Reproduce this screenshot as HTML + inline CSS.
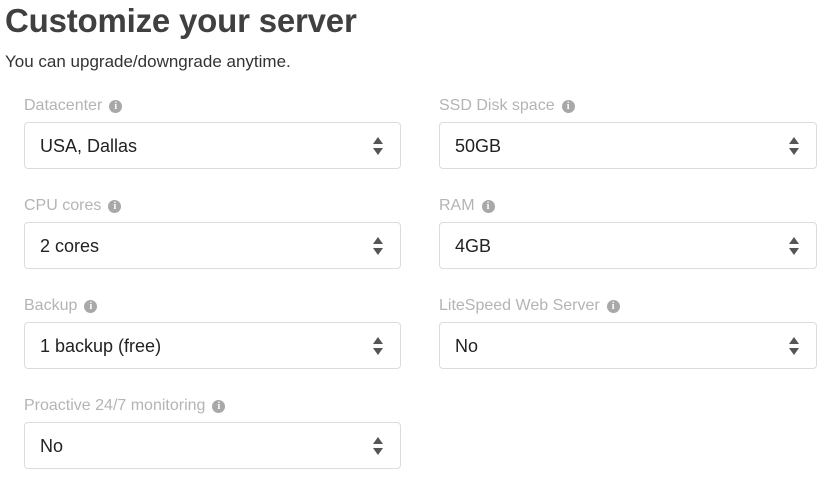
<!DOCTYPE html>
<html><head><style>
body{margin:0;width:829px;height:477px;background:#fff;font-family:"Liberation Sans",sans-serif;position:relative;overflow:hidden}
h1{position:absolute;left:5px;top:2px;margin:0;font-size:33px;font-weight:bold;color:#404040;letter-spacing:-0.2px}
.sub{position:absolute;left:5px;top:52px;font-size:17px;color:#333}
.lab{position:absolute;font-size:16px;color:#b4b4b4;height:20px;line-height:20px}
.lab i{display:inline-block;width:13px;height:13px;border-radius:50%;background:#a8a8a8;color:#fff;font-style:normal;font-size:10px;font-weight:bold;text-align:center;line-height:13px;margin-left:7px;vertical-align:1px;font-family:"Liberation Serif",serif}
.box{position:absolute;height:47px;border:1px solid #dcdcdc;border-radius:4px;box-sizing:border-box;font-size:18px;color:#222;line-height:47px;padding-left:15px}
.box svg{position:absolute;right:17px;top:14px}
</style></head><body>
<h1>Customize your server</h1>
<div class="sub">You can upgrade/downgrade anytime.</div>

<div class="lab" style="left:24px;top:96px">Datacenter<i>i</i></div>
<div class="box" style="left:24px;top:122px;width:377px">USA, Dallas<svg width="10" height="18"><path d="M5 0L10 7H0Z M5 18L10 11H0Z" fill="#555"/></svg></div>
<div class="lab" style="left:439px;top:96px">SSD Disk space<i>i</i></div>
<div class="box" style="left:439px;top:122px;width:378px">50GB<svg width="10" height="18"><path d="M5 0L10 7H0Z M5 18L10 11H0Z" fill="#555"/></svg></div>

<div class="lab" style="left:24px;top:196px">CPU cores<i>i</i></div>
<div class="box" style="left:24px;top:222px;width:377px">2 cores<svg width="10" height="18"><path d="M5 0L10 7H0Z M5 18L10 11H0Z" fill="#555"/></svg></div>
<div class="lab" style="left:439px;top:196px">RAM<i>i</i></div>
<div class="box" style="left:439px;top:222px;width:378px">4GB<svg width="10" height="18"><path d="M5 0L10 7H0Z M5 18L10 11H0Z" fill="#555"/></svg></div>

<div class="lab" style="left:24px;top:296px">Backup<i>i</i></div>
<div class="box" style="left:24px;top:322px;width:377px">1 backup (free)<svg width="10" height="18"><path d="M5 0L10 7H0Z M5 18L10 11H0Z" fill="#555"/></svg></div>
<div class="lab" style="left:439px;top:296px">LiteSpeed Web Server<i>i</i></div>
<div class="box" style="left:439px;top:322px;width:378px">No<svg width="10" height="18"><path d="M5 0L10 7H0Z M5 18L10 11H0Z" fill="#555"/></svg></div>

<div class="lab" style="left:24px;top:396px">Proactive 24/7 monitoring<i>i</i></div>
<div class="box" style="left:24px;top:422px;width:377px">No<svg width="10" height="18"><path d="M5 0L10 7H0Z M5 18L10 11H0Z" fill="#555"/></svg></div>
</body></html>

INSTRUCTIONS FOR THE TASK: Leaving the pictures aside, transcribe the entire listing exactly.

EXERCISE SOLUTION:
Reproduce this screenshot as HTML + inline CSS.
<!DOCTYPE html>
<html><head><style>
body{margin:0;width:829px;height:477px;background:#fff;font-family:"Liberation Sans",sans-serif;position:relative;overflow:hidden}
h1{position:absolute;left:5px;top:2px;margin:0;font-size:33px;font-weight:bold;color:#404040;letter-spacing:-0.2px}
.sub{position:absolute;left:5px;top:52px;font-size:17px;color:#333}
.lab{position:absolute;font-size:16px;color:#b4b4b4;height:20px;line-height:20px}
.lab i{display:inline-block;width:13px;height:13px;border-radius:50%;background:#a8a8a8;color:#fff;font-style:normal;font-size:10px;font-weight:bold;text-align:center;line-height:13px;margin-left:7px;vertical-align:1px;font-family:"Liberation Serif",serif}
.box{position:absolute;height:47px;border:1px solid #dcdcdc;border-radius:4px;box-sizing:border-box;font-size:18px;color:#222;line-height:47px;padding-left:15px}
.box svg{position:absolute;right:17px;top:14px}
</style></head><body>
<h1>Customize your server</h1>
<div class="sub">You can upgrade/downgrade anytime.</div>

<div class="lab" style="left:24px;top:96px">Datacenter<i>i</i></div>
<div class="box" style="left:24px;top:122px;width:377px">USA, Dallas<svg width="10" height="18"><path d="M5 0L10 7H0Z M5 18L10 11H0Z" fill="#555"/></svg></div>
<div class="lab" style="left:439px;top:96px">SSD Disk space<i>i</i></div>
<div class="box" style="left:439px;top:122px;width:378px">50GB<svg width="10" height="18"><path d="M5 0L10 7H0Z M5 18L10 11H0Z" fill="#555"/></svg></div>

<div class="lab" style="left:24px;top:196px">CPU cores<i>i</i></div>
<div class="box" style="left:24px;top:222px;width:377px">2 cores<svg width="10" height="18"><path d="M5 0L10 7H0Z M5 18L10 11H0Z" fill="#555"/></svg></div>
<div class="lab" style="left:439px;top:196px">RAM<i>i</i></div>
<div class="box" style="left:439px;top:222px;width:378px">4GB<svg width="10" height="18"><path d="M5 0L10 7H0Z M5 18L10 11H0Z" fill="#555"/></svg></div>

<div class="lab" style="left:24px;top:296px">Backup<i>i</i></div>
<div class="box" style="left:24px;top:322px;width:377px">1 backup (free)<svg width="10" height="18"><path d="M5 0L10 7H0Z M5 18L10 11H0Z" fill="#555"/></svg></div>
<div class="lab" style="left:439px;top:296px">LiteSpeed Web Server<i>i</i></div>
<div class="box" style="left:439px;top:322px;width:378px">No<svg width="10" height="18"><path d="M5 0L10 7H0Z M5 18L10 11H0Z" fill="#555"/></svg></div>

<div class="lab" style="left:24px;top:396px">Proactive 24/7 monitoring<i>i</i></div>
<div class="box" style="left:24px;top:422px;width:377px">No<svg width="10" height="18"><path d="M5 0L10 7H0Z M5 18L10 11H0Z" fill="#555"/></svg></div>
</body></html>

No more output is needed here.